# Simple question regarding Product Rule

1. Feb 11, 2009

### bitrex

1. The problem statement, all variables and given/known data
As part of a first order differential equation I need to find $$\frac{d}{dt}(mv)$$
where $$v=\frac{dy}{dt}$$

2. Relevant equations

Product Rule.

3. The attempt at a solution

$$\frac{d}{dt}(m\frac{dy}{dt}) = m*\frac{d}{dt}\frac{dy}{dt} + \frac{dm}{dt}\frac{dy}{dt} = ??$$

I know I shouldn't have to deal with a second derivative, at least in this equation. Is there a way to simplify the equation first that I'm not seeing?

2. Feb 11, 2009

### Dick

Why do you think there's no second derivative? There is and you did it correctly. The second derivative would be the acceleration. If m*v represents a momentum you can often take the mass m to be constant. That would simplify it.

3. Feb 11, 2009

### bitrex

Well, the equation I'm dealing with in full is $$\frac{d}{dt}(mv) = {mg }$$, where m is a function $$4/3{\pi}kt^3$$. Ahh, I see how to set the equation up.
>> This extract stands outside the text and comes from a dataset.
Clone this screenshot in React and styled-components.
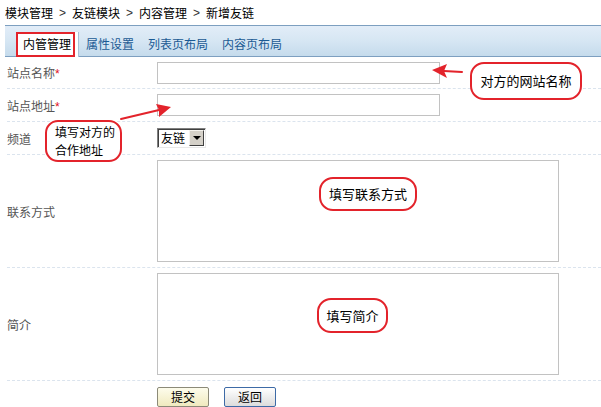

After I get $$m\frac{d^2y}{d^2t} + \frac{dm}{dt}\frac{dy}{dt}$$ I substitute $$\frac{dv}{dt}$$ for $$\frac{d^2y}{d^2t}$$ and v for $$\frac{dy}{dt}$$. I then solve the differential equation for v(t) with initial condition v(0) = 0. I have to prove that in this case $$\frac{d^2y}{d^2t}$$ is proportional to $$\frac{g}{4}$$, so once I know velocity I can differentiate the function to get acceleration and see if that works out. I think I can do this now - I just needed my brain jogged a bit. Thanks!